Que suivant courrier du 22 juillet 1999, Madame …, préqualifiée, s’est adressée au ministre de l’Agriculture, de la Viticulture et du Développement rural, désigné ci-après par « le ministre », pour solliciter son accord « de pouvoir continuer à bénéficier de quota actuel de production de lait aussi longtemps qu’un membre de ma famille exploite notre ferme » ;

Que par courrier du 28 mars 2000, le ministre a pris position comme suit :

« Sehr geehrte Frau …, Hiermit möchte ich Ihnen den Eingang Ihres Schreibens vom 22. Juli 1999 bestätigen.

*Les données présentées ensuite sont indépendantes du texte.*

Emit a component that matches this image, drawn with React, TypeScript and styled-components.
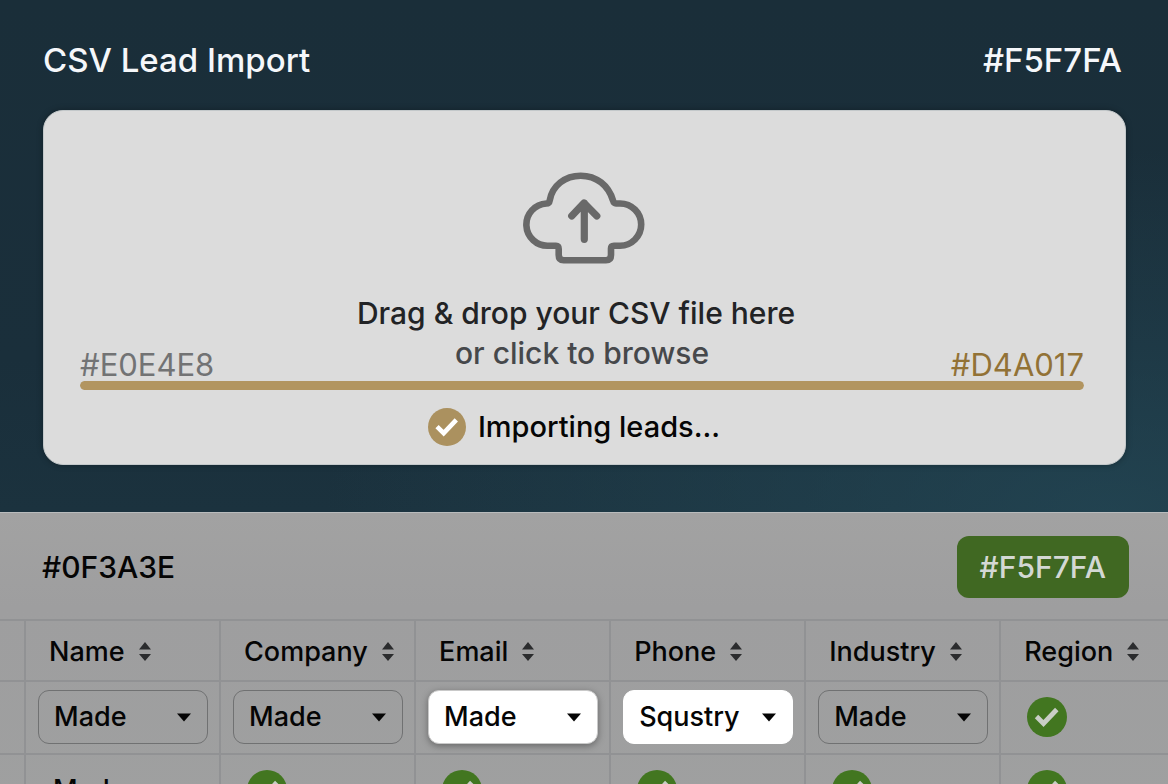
import React from "react";
import styled, { createGlobalStyle } from "styled-components";

const GlobalStyle = createGlobalStyle`
  *, *::before, *::after { box-sizing: border-box; }
  body {
    margin: 0;
    background: #9f9f9f;
    color: #050505;
    font-family: Inter, "Liberation Sans", sans-serif;
    font-weight: 500;
  }
  h1, h2, p { margin: 0; font: inherit; }
  button, select, input { font: inherit; color: inherit; }
`;

const Page = styled.div`
  height: 100vh;
  overflow: hidden;
`;

const Hero = styled.header`
  padding: 40px 42px 47px 43px;
  background:
    radial-gradient(ellipse at 95% 100%, rgba(36, 72, 86, 0.75), rgba(36, 72, 86, 0) 50%),
    linear-gradient(180deg, #1a2e39 0%, #1a2f3b 70%, #1b323e 100%);
`;

const TitleBar = styled.div`
  display: flex;
  justify-content: space-between;
  padding-right: 4px;
  margin-bottom: 30px;
  font-size: 33px;
  line-height: 40px;
  color: #f5f7fa;
`;

const DropCard = styled.section`
  padding: 60px 41px 18px 36px;
  border: 1px solid #c3c8ca;
  border-radius: 20px;
  background: #dcdcdc;
  box-shadow: 0 0 6px rgba(0, 0, 0, 0.3);
`;

const DropLabel = styled.label`
  display: block;
  cursor: pointer;
`;

const FileInput = styled.input`
  position: absolute;
  width: 1px;
  height: 1px;
  opacity: 0;
`;

const CloudIcon = styled.svg`
  display: block;
  margin: 0 auto 28px;
`;

const DropRow = styled.div`
  display: grid;
  grid-template-columns: 1fr auto 1fr;
  align-items: end;
`;

const DropText = styled.div`
  padding-bottom: 8px;
  font-size: 30px;
  line-height: 40px;
  text-align: center;
`;

const Prompt = styled.p`
  padding-right: 12px;
  color: #222325;
`;

const PromptHint = styled.p`
  color: #46484b;
`;

const Swatch = styled.span<{ $tone: string; $end?: boolean }>`
  font-size: 31px;
  line-height: 32px;
  font-weight: 400;
  color: ${(p) => p.$tone};
  text-align: ${(p) => (p.$end ? "right" : "left")};
`;

const Track = styled.div`
  height: 9px;
  border-radius: 5px;
  background: #d0d0cf;
  overflow: hidden;
`;

const Fill = styled.div`
  height: 100%;
  border-radius: 5px;
  background: #b29560;
`;

const Status = styled.div`
  display: flex;
  align-items: center;
  justify-content: center;
  gap: 12px;
  padding-right: 16px;
  margin-top: 18px;
  font-size: 29px;
  line-height: 38px;
`;

const Panel = styled.main`
  border-top: 1px solid #b9bcbd;
  background: linear-gradient(180deg, #a2a2a2 0%, #9e9e9f 30%, #9fa0a0 100%);
`;

const PanelBar = styled.div`
  display: flex;
  align-items: center;
  justify-content: space-between;
  padding: 23px 39px 21px 42px;
  font-size: 30px;
  line-height: 36px;
`;

const ActionButton = styled.button`
  padding: 13px 23px;
  border: 0;
  border-radius: 12px;
  background: #406822;
  color: #d3d8d4;
  font-size: 30px;
  line-height: 36px;
  cursor: pointer;
`;

const Table = styled.table`
  width: 100%;
  table-layout: fixed;
  border-collapse: separate;
  border-spacing: 0;
  font-size: 27px;
  line-height: 32px;
`;

const GutterCol = styled.col`
  width: 24px;
`;

const FieldCol = styled.col`
  width: 16.7%;
`;

const Gutter = styled.td`
  padding: 0;
  border-top: 2px solid #919294;
`;

const HeadCell = styled.th`
  height: 61px;
  padding: 2px 0 0 23px;
  border-top: 2px solid #919294;
  border-left: 2px solid #919294;
  font-weight: 500;
  text-align: left;
`;

const SortButton = styled.button`
  display: flex;
  align-items: center;
  gap: 14px;
  padding: 0;
  border: 0;
  background: none;
  cursor: pointer;
`;

const Cell = styled.td<{ $inset?: number }>`
  height: 73px;
  padding: 0 11px 1px ${(p) => p.$inset ?? 12}px;
  border-top: 2px solid #919294;
  border-left: 2px solid #919294;
  vertical-align: middle;
`;

const SelectWrap = styled.div`
  display: grid;
  align-items: center;
`;

const Select = styled.select<{ $look: "plain" | "raised" | "flat" }>`
  grid-area: 1 / 1;
  width: 100%;
  height: 54px;
  padding: 0 40px 0 15px;
  appearance: none;
  border: 1px solid ${(p) => (p.$look === "plain" ? "#707172" : p.$look === "raised" ? "#c9c9c9" : "#ffffff")};
  border-radius: 11px;
  background: ${(p) => (p.$look === "plain" ? "transparent" : "#ffffff")};
  box-shadow: ${(p) => (p.$look === "raised" ? "0 2px 7px rgba(0, 0, 0, 0.35)" : "none")};
`;

const Caret = styled.svg`
  grid-area: 1 / 1;
  justify-self: end;
  margin-right: 17px;
  pointer-events: none;
`;

const Badge = styled.svg`
  display: block;
  flex: none;
`;

function Check({ size, fill, mark }: { size: number; fill: string; mark: string }) {
  return (
    <Badge width={size} height={size} viewBox="0 0 40 40" aria-hidden="true">
      <circle cx="20" cy="20" r="20" fill={fill} />
      <path d="M9.5 19.5 L16.5 26.500 L29.800 12.500" fill="none" stroke={mark} strokeWidth="4.800" />
    </Badge>
  );
}

function SortIcon() {
  return (
    <svg width="12" height="20" viewBox="0 0 12 20" aria-hidden="true">
      <path d="M6 0 L12 7.500 H0 Z M0 12 H12 L6 19 Z" fill="#2b2c2e" />
    </svg>
  );
}

type Field = { name: string; value?: string; look?: "plain" | "raised" | "flat" };

const fields: Field[] = [
  { name: "Name", value: "Made", look: "plain" },
  { name: "Company", value: "Made", look: "plain" },
  { name: "Email", value: "Made", look: "raised" },
  { name: "Phone", value: "Squstry", look: "flat" },
  { name: "Industry", value: "Made", look: "plain" },
  { name: "Region" },
];

const green = <Check size={40} fill="#427620" mark="#c9cec6" />;

export default function App() {
  return (
    <Page>
      <GlobalStyle />
      <Hero>
        <TitleBar>
          <h1>CSV Lead Import</h1>
          <span>#F5F7FA</span>
        </TitleBar>
        <DropCard>
          <DropLabel>
            <FileInput type="file" accept=".csv" />
            <CloudIcon width="128" height="94" viewBox="0 0 128 94" fill="none" stroke="#696969" strokeWidth="6.6" strokeLinecap="round" strokeLinejoin="round" aria-hidden="true">
              <path d="M40.700 78 Q40.700 74.700 38 74.700 H30.500 A21.100 21.100 0 0 1 28.500 32.500 Q31.200 32.500 31.700 29.500 C34.200 14.500 47 4.700 62.700 4.700 C78.500 4.700 90.500 14.500 95 29.500 Q95.800 32.500 98 32.500 H102.100 A21.100 21.100 0 0 1 102.100 74.700 H96 Q93 74.700 93 77.500 V84 Q93 89.300 88 89.300 H45.700 Q40.700 89.300 40.700 84 Z" />
              <path d="M66.300 68.300 V32 M53.700 45 L66 32 L78.800 45" strokeWidth="7.2" />
            </CloudIcon>
            <DropRow>
              <Swatch $tone="#727374">#E0E4E8</Swatch>
              <DropText>
                <Prompt>Drag &amp; drop your CSV file here</Prompt>
                <PromptHint>or click to browse</PromptHint>
              </DropText>
              <Swatch $tone="#927236" $end>#D4A017</Swatch>
            </DropRow>
          </DropLabel>
          <Track role="progressbar" aria-label="Import progress" aria-valuenow={100}>
            <Fill />
          </Track>
          <Status>
            <Check size={38} fill="#ab915f" mark="#ffffff" />
            <span>Importing leads...</span>
          </Status>
        </DropCard>
      </Hero>
      <Panel>
        <PanelBar>
          <h2>#0F3A3E</h2>
          <ActionButton type="button">#F5F7FA</ActionButton>
        </PanelBar>
        <Table>
          <colgroup>
            <GutterCol />
            {fields.slice(0, 5).map((f) => (
              <FieldCol key={f.name} />
            ))}
            <col />
          </colgroup>
          <thead>
            <tr>
              <Gutter />
              {fields.map((f) => (
                <HeadCell key={f.name} scope="col">
                  <SortButton type="button">
                    {f.name}
                    <SortIcon />
                  </SortButton>
                </HeadCell>
              ))}
            </tr>
          </thead>
          <tbody>
            <tr>
              <Gutter />
              {fields.map((f) =>
                f.value ? (
                  <Cell key={f.name}>
                    <SelectWrap>
                      <Select aria-label={f.name} $look={f.look ?? "plain"} defaultValue={f.value}>
                        <option>{f.value}</option>
                      </Select>
                      <Caret width="14" height="9" viewBox="0 0 14 9" aria-hidden="true">
                        <path d="M0 0.500 H14 L7 8.500 Z" fill="#050505" />
                      </Caret>
                    </SelectWrap>
                  </Cell>
                ) : (
                  <Cell key={f.name} $inset={26}>{green}</Cell>
                )
              )}
            </tr>
            <tr>
              <Gutter />
              {fields.map((f, i) => (
                <Cell key={f.name} $inset={i === 0 ? 27 : 26}>
                  {i === 0 ? "Made" : green}
                </Cell>
              ))}
            </tr>
          </tbody>
        </Table>
      </Panel>
    </Page>
  );
}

Sie stellen darin den Antrag die Ihrem Betrieb zugeteilten Zusatzquoten von 50.349 kg über den 31. März 2000 hinaus weiterhin nutzen zu können.

Die in Ihrem Schreiben aufgeführten Gründe für die weitere Inanspruchnahme der vorerwähnten Zusatzquoten veranlassen mich in Ihrem Fall von der in Artikel 12 des grossherzoglichen Reglementes vom 14. März 1996, betreffend die Durchführung der Milchquotenregelung im Grossherzogtum Luxemburg, vorgesehenen Ausnahmeregelung Gebrauch zu machen. Somit können Sie vorerst über die Zusatzquoten von 50.349 kg während dem Milchquotenjahr 2000/2001 verfügen.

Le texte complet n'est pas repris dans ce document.